Step by step, she has been there to see her child grow. When he started to sit, she waited for him to stand. When he could stand, she waited for him to walk. When he learnt to walk, she taught her how to fly. Now when he has learnt to fly, he is somewhere making her feel proud- working, raising, achieving.
The pangs of
separation are bitter. Sometimes she has meltdowns, tearing her world apart. But
again she stands strong, defiant and unbewildered; instilling in herself the
spirit she infused in her child. And she finds joy in his achievements, pain in
his sorrows, mirth in his laughter and life in his life.
The mother who is hopeful– that she
will hold her own child someday.
There she has
been through the journey of innumerable prayers, moments of disgust, lost hope
and revived faith. She in her mind, has made a million pictures of their unborn;
lived a thousand unlived moments of holding, playing, cuddling, and rejoicing.
She just can’t hold over the fact that how beautiful their life would be when
it happens. Days, months and years have passed, she has learnt to live in
acceptance and anticipation.
But this
journey has given her something which is beyond the superficial. An unfazed faith
that there is nothing above God’s will– faith that everlasting happiness is
worth the wait. Forbearance– to stay strong through the most vulnerable moments.
Hope– that the best time is yet to come. And above all, the blessing of togetherness
with her other half, standing by her through thick and thin.
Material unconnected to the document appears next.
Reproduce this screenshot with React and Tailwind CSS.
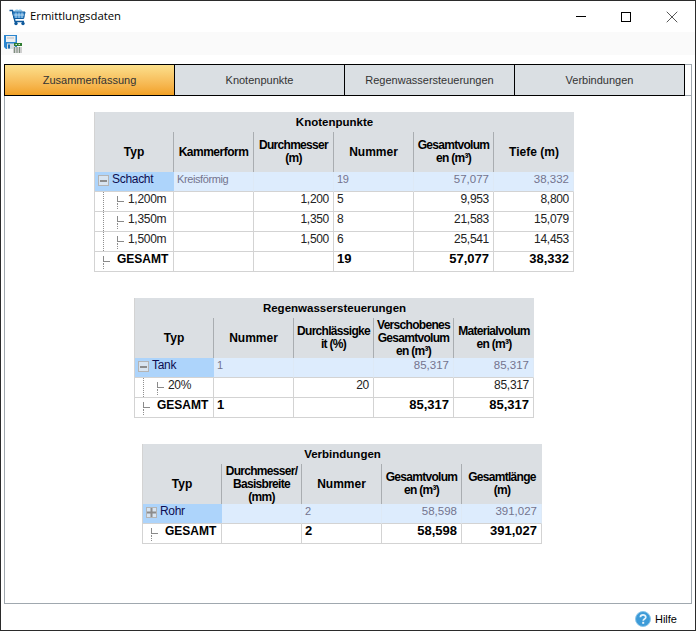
import { X } from "lucide-react";

const tabs = ["Zusammenfassung", "Knotenpunkte", "Regenwassersteuerungen", "Verbindungen"];

const knoten = {
  title: "Knotenpunkte",
  offset: "ml-[89px]",
  headers: ["Typ", "Kammerform", "Durchmesser\n(m)", "Nummer", "Gesamtvolum\nen (m³)", "Tiefe (m)"],
  group: { label: "Schacht", icon: "minus", cells: [["Kreisförmig", "l"], ["", "r"], ["19", "l"], ["57,077", "r"], ["38,332", "r"]] },
  rows: [
    { label: "1,200m", cells: [["", "l"], ["1,200", "r"], ["5", "l"], ["9,953", "r"], ["8,800", "r"]] },
    { label: "1,350m", cells: [["", "l"], ["1,350", "r"], ["8", "l"], ["21,583", "r"], ["15,079", "r"]] },
    { label: "1,500m", cells: [["", "l"], ["1,500", "r"], ["6", "l"], ["25,541", "r"], ["14,453", "r"]] },
  ],
  total: [["", "l"], ["", "r"], ["19", "l"], ["57,077", "r"], ["38,332", "r"]],
};

const regen = {
  title: "Regenwassersteuerungen",
  offset: "ml-[129px]",
  headers: ["Typ", "Nummer", "Durchlässigke\nit (%)", "Verschobenes\nGesamtvolum\nen (m³)", "Materialvolum\nen (m³)"],
  group: { label: "Tank", icon: "minus", cells: [["1", "l"], ["", "r"], ["85,317", "r"], ["85,317", "r"]] },
  rows: [{ label: "20%", cells: [["", "l"], ["20", "r"], ["", "r"], ["85,317", "r"]] }],
  total: [["1", "l"], ["", "r"], ["85,317", "r"], ["85,317", "r"]],
};

const verb = {
  title: "Verbindungen",
  offset: "ml-[137px]",
  headers: ["Typ", "Durchmesser/\nBasisbreite\n(mm)", "Nummer", "Gesamtvolum\nen (m³)", "Gesamtlänge\n(m)"],
  group: { label: "Rohr", icon: "plus", cells: [["", "l"], ["2", "l"], ["58,598", "r"], ["391,027", "r"]] },
  rows: [],
  total: [["", "l"], ["2", "l"], ["58,598", "r"], ["391,027", "r"]],
};

function CartIcon() {
  return (
    <svg width="18" height="18" viewBox="0 0 18 18" fill="none">
      <path d="M5 3.500c1-2 3-2.500 4.500-1.500 1.500-1 3.500-.5 4 1.500z" fill="#8cc8ee" />
      <path d="M0.500 2.500h3l2.500 11h9" stroke="#0f5a9c" strokeWidth="1.400" />
      <path d="M3.500 4h12.500l-1.300 6.500H5z" fill="#3e8fd0" stroke="#0f5a9c" />
      <path d="M7 4.500v5.500M10 4.500v5.500M13 4.500v5.500M4.500 7h11" stroke="#cfe6f6" strokeWidth="0.800" />
      <circle cx="7" cy="15.500" r="1.700" fill="#0f5a9c" />
      <circle cx="14" cy="15.500" r="1.700" fill="#0f5a9c" />
    </svg>
  );
}

function SaveIcon() {
  return (
    <svg width="18" height="18" viewBox="0 0 18 18" fill="none">
      <path d="M0 0h13v14H2l-2-2z" fill="#2c86cf" />
      <rect x="2" y="1" width="9.500" height="6" fill="#eef0f2" />
      <rect x="3" y="2.500" width="7" height="1" fill="#b8bcc0" />
      <rect x="3" y="8.500" width="8" height="5.500" fill="#d5dde3" />
      <rect x="4" y="9.500" width="2" height="4" fill="#1d6cae" />
      <rect x="10" y="8" width="8" height="3" fill="#2f7d32" />
      <rect x="11.500" y="9" width="1.500" height="1" fill="#d6ecd6" />
      <rect x="14.500" y="9" width="1.500" height="1" fill="#d6ecd6" />
      <rect x="9" y="12" width="9" height="6" fill="#cfcfcf" />
      <path d="M10.500 12v6M13 12v6M15.500 12v6" stroke="#7f8f7f" strokeWidth="1" />
    </svg>
  );
}

function HelpIcon() {
  return (
    <svg width="16" height="16" viewBox="0 0 16 16">
      <circle cx="8" cy="8" r="7.500" fill="#3d9bd8" stroke="#8cc6ea" />
      <path d="M5.400 6.200c0-3.200 5.400-3.200 5.400 0 0 1.800-2.600 1.800-2.600 3.600" fill="none" stroke="#e6f3fb" strokeWidth="1.700" />
      <rect x="7.200" y="10.800" width="2" height="2" fill="#e6f3fb" />
    </svg>
  );
}

function Expander({ kind }) {
  return (
    <span className="flex h-[11px] w-[11px] shrink-0 items-center justify-center border border-[#b4b4b4] bg-[#d8e4f0]">
      {kind === "plus" ? (
        <svg width="9" height="9" viewBox="0 0 9 9">
          <path d="M0 3.500h9v2H0zM3.500 0h2v9h-2z" fill="#8c8c8c" />
        </svg>
      ) : (
        <span className="h-[2px] w-[7px] bg-[#8c8c8c]" />
      )}
    </span>
  );
}

// dotted tree connector in front of a child row
function TreeLine({ guide }) {
  return (
    <span className="flex shrink-0 items-start">
      {guide && <span className="ml-[5px] mr-[13px] h-[19px] border-l border-dotted border-[#8f8f8f]" />}
      <span className="relative h-[19px] w-[8px]">
        <span className="absolute left-0 top-[4px] h-[6px] border-l border-[#8a8a8a]" />
        <span className="absolute left-0 top-[9px] w-[7px] border-t border-[#8a8a8a]" />
        <span className="absolute left-0 top-[11px] h-[6px] border-l border-dotted border-[#8f8f8f]" />
      </span>
    </span>
  );
}

function Grid({ data }) {
  const cellBase = "flex h-5 min-w-0 border-b border-r border-[#d3d3d3]";
  const colWidth = (i) => (i === 0 ? "w-[79px]" : "w-20");
  return (
    <div className={`${data.offset} w-fit border-l border-[#d3d3d3] text-[11px] text-[#333]`}>
      <div className="flex h-5 items-center justify-center bg-[#dbdfe3] pt-px text-[11.500px] font-bold text-black">{data.title}</div>
      <div className="flex">
        {data.headers.map((h, i) => (
          <div
            key={h}
            className={`flex h-10 ${colWidth(i)} items-center justify-center whitespace-pre-line bg-[#dbdfe3] text-center text-[12px] font-bold leading-[13px] text-black ${i < data.headers.length - 1 ? "border-r border-[#a9adb1]" : ""} ${h.includes("\n") ? "tracking-[-0.7px]" : h === "Kammerform" ? "tracking-[-0.5px]" : ""}`}
          >
            {h}
          </div>
        ))}
      </div>
      <div className="flex">
        <div className="flex h-5 w-[79px] items-start gap-[3px] border-b border-[#d3d3d3] bg-[#add4fb] pl-[3px] text-[#0d0d50]">
          <span className="mt-[3px]"><Expander kind={data.group.icon} /></span>
          <span className="text-[12px] leading-[14px] tracking-[-0.3px]">{data.group.label}</span>
        </div>
        {data.group.cells.map(([v, a], i) => (
          <div key={i} className={`${cellBase} w-20 border-r-[#dde9f6] bg-[#ddecfd] leading-[15px] text-[#74748e] ${a === "r" ? "justify-end pr-[4px] text-[11.500px]" : "pl-[3px] tracking-[-0.4px]"}`}>
            {v}
          </div>
        ))}
      </div>
      {data.rows.map((r) => (
        <div key={r.label} className="flex">
          <div className={`${cellBase} w-[79px] pl-[3px] leading-[15px] text-[#222]`}>
            <TreeLine guide />
            <span className="ml-[3px] text-[12px] tracking-[-0.3px]">{r.label}</span>
          </div>
          {r.cells.map(([v, a], i) => (
            <div key={i} className={`${cellBase} w-20 text-[12px] leading-[15px] tracking-[-0.3px] text-[#222] ${a === "r" ? "justify-end pr-[4px]" : "pl-[3px]"}`}>
              {v}
            </div>
          ))}
        </div>
      ))}
      <div className="flex">
        <div className={`${cellBase} w-[79px] pl-[8px] font-bold leading-[15px] text-black`}>
          <TreeLine />
          <span className="ml-[6px] text-[12px]">GESAMT</span>
        </div>
        {data.total.map(([v, a], i) => (
          <div key={i} className={`${cellBase} w-20 text-[13px] font-bold leading-[13px] text-black ${a === "r" ? "justify-end pr-[4px]" : "pl-[3px]"}`}>
            {v}
          </div>
        ))}
      </div>
    </div>
  );
}

export default function App() {
  return (
    <div className="flex h-[631px] w-[696px] flex-col border border-[#2b2b2b] bg-white font-['Liberation_Sans',sans-serif] text-[11px] text-black">
      {/* Title bar */}
      <div className="flex h-[31px] shrink-0 items-center">
        <span className="ml-[8px] mt-[1px]"><CartIcon /></span>
        <span className="ml-[3px] font-['Open_Sans',sans-serif] text-[11.300px]">Ermittlungsdaten</span>
        <div className="ml-auto flex items-center">
          <span className="mr-[35px] h-px w-[10px] bg-black" />
          <span className="mr-[31px] h-[10px] w-[10px] border border-black" />
          <X size={20} strokeWidth={0.8} className="mr-[13px]" />
        </div>
      </div>

      {/* Toolbar */}
      <div className="flex h-[23px] shrink-0 items-center bg-[#fafafa] pl-[3px]">
        <SaveIcon />
      </div>

      {/* Tabs */}
      <div className="mt-[9px] px-[3px]">
        <div className="flex h-[540px] flex-col border-b border-l border-r border-[#a0a8af]">
          <div className="flex h-[32px] shrink-0 border-b border-t border-[#a0a8af]">
            <div className="-mb-px -ml-px -mt-px flex w-[681px] border border-black">
              {tabs.map((t, i) => (
                <div
                  key={t}
                  className={`flex flex-1 items-center justify-center ${i > 0 ? "border-l border-black bg-[#dadfe3] text-[#333]" : "bg-gradient-to-b from-[#fbe08c] to-[#f2a122] text-[#333]"}`}
                >
                  {t}
                </div>
              ))}
            </div>
          </div>
          <div className="flex flex-col pt-[16px]">
            <Grid data={knoten} />
            <div className="h-[26px]" />
            <Grid data={regen} />
            <div className="h-[26px]" />
            <Grid data={verb} />
          </div>
        </div>
      </div>

      {/* Footer */}
      <div className="flex flex-1 items-center justify-end gap-[4px] pr-[18px] pt-[4px]">
        <HelpIcon />
        <span>Hilfe</span>
      </div>
    </div>
  );
}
The mother who is bereaving the loss
of her child.
This can be
the most devastating thing that can ever be in one’s life. The child, who brought a new ray of hope, is
gone now. The pain is excruciating. She
has questioned the almighty, willed her own end over her beloved’s, stood
hopeless at the altar– all of it, times and over. But the truth is she has him
no more– lost to the disease, lost to the mishap, lost to the crime. God willed
this to her and the reason is beyond her understanding.
Amidst all the mayhem, she understands that this the time of test. From somewhere in the universe, she gets forbearance and strength to bear something unimaginable like this. She finds connection with God and learns to withstand the deadliest of challenges that life has thrown at her. She learns to part away from something so precious. It was given by him and taken away by him. This is something that teaches her to face any circumstance whatsoever in life.
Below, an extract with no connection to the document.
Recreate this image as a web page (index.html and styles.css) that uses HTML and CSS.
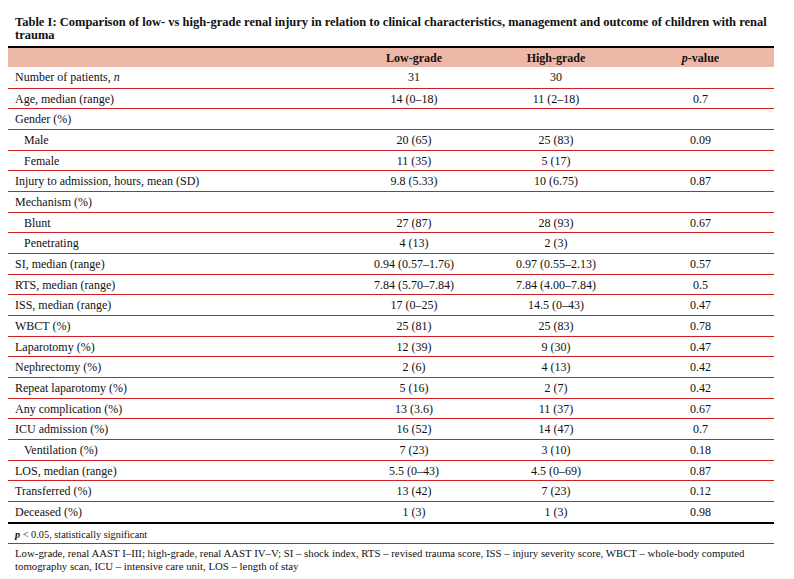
FILE: index.html
```html
<!DOCTYPE html>
<html>
<head>
<meta charset="utf-8">
<link rel="stylesheet" href="styles.css">
</head>
<body>
<div class="page">
  <h1 class="title">Table I: Comparison of low- vs high-grade renal injury in relation to clinical characteristics, management and outcome of children with renal trauma</h1>
  <table class="data">
    <thead>
      <tr>
        <th class="label"></th>
        <th>Low-grade</th>
        <th>High-grade</th>
        <th><i>p</i>-value</th>
      </tr>
    </thead>
    <tbody>
      <tr><td class="label">Number of patients, <i>n</i></td><td>31</td><td>30</td><td></td></tr>
      <tr><td class="label">Age, median (range)</td><td>14 (0–18)</td><td>11 (2–18)</td><td>0.7</td></tr>
      <tr><td class="label">Gender (%)</td><td></td><td></td><td></td></tr>
      <tr><td class="label sub">Male</td><td>20 (65)</td><td>25 (83)</td><td>0.09</td></tr>
      <tr><td class="label sub">Female</td><td>11 (35)</td><td>5 (17)</td><td></td></tr>
      <tr><td class="label">Injury to admission, hours, mean (SD)</td><td>9.8 (5.33)</td><td>10 (6.75)</td><td>0.87</td></tr>
      <tr><td class="label">Mechanism (%)</td><td></td><td></td><td></td></tr>
      <tr><td class="label sub">Blunt</td><td>27 (87)</td><td>28 (93)</td><td>0.67</td></tr>
      <tr><td class="label sub">Penetrating</td><td>4 (13)</td><td>2 (3)</td><td></td></tr>
      <tr><td class="label">SI, median (range)</td><td>0.94 (0.57–1.76)</td><td>0.97 (0.55–2.13)</td><td>0.57</td></tr>
      <tr><td class="label">RTS, median (range)</td><td>7.84 (5.70–7.84)</td><td>7.84 (4.00–7.84)</td><td>0.5</td></tr>
      <tr><td class="label">ISS, median (range)</td><td>17 (0–25)</td><td>14.5 (0–43)</td><td>0.47</td></tr>
      <tr><td class="label">WBCT (%)</td><td>25 (81)</td><td>25 (83)</td><td>0.78</td></tr>
      <tr><td class="label">Laparotomy (%)</td><td>12 (39)</td><td>9 (30)</td><td>0.47</td></tr>
      <tr><td class="label">Nephrectomy (%)</td><td>2 (6)</td><td>4 (13)</td><td>0.42</td></tr>
      <tr><td class="label">Repeat laparotomy (%)</td><td>5 (16)</td><td>2 (7)</td><td>0.42</td></tr>
      <tr><td class="label">Any complication (%)</td><td>13 (3.6)</td><td>11 (37)</td><td>0.67</td></tr>
      <tr><td class="label">ICU admission (%)</td><td>16 (52)</td><td>14 (47)</td><td>0.7</td></tr>
      <tr><td class="label sub">Ventilation (%)</td><td>7 (23)</td><td>3 (10)</td><td>0.18</td></tr>
      <tr><td class="label">LOS, median (range)</td><td>5.5 (0–43)</td><td>4.5 (0–69)</td><td>0.87</td></tr>
      <tr><td class="label">Transferred (%)</td><td>13 (42)</td><td>7 (23)</td><td>0.12</td></tr>
      <tr><td class="label">Deceased (%)</td><td>1 (3)</td><td>1 (3)</td><td>0.98</td></tr>
    </tbody>
  </table>
  <p class="sig"><b><i>p</i></b> &lt; 0.05, statistically significant</p>
  <p class="notes">Low-grade, renal AAST I–III; high-grade, renal AAST IV–V; SI – shock index, RTS – revised trauma score, ISS – injury severity score, WBCT – whole-body computed tomography scan, ICU – intensive care unit, LOS – length of stay</p>
</div>
</body>
</html>
```

FILE: styles.css
```css
html, body {
  margin: 0;
  padding: 0;
  background: #ffffff;
}

.page {
  width: 766px;
  margin: 0 0 0 8px;
  padding-top: 16px;
  font-family: "Liberation Serif", "Times New Roman", serif;
  color: #111;
}

.title {
  margin: 0 0 4px 0;
  padding: 0 4px 0 7px;
  font-size: 12.5px;
  line-height: 13px;
  font-weight: bold;
  color: #111;
}

.data {
  width: 766px;
  border-collapse: collapse;
  border-top: 2px solid #000;
  border-bottom: 2px solid #000;
  font-size: 12px;
}

.data th {
  background: #edb8a7;
  font-weight: bold;
  height: 19px;
  padding: 0 7px;
  text-align: center;
  font-size: 12px;
  line-height: 14px;
}

.data th.label {
  width: 321px;
}

.data th:nth-child(2),
.data th:nth-child(3) {
  width: 128px;
}

.data td {
  height: 19.68px;
  padding: 0 7px;
  text-align: center;
  line-height: 14px;
  border-top: 1px solid #d21e25;
}

.data tbody tr:first-child td {
  border-top: none;
  height: 20.68px;
}

.data td.label {
  text-align: left;
}

.data td.sub {
  padding-left: 16px;
}

.sig {
  margin: 0;
  padding: 4px 7px 0 7px;
  height: 15px;
  font-size: 10.3px;
  line-height: 14px;
  border-bottom: 1px solid #d21e25;
}

.notes {
  margin: 0;
  padding: 3px 7px 0 7px;
  font-size: 10.8px;
  line-height: 13px;
}
```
Someone who has lost her mother.
There can be
nothing more terrible than this. Even a thought like this is enough to run
shivers down anyone’s spine. A mother is the first symbol of strength, love and
dedication. When she is gone, she leaves a void that is irreplaceable and a burden
which is heaviest to bear. The pain might grow less with time but the memory is
un-erasable.
However, God
always compensates for what he takes away. He sends angels to take care of
those in distress. He gives them a stronger mind to withstand; and an ability
to connect to a deeper level. And there she finds a whole new strength; and discovers
life through a whole new perspective.
Unfathomable gift of strength and more power to all such women. I love you, Happy Mothers Day!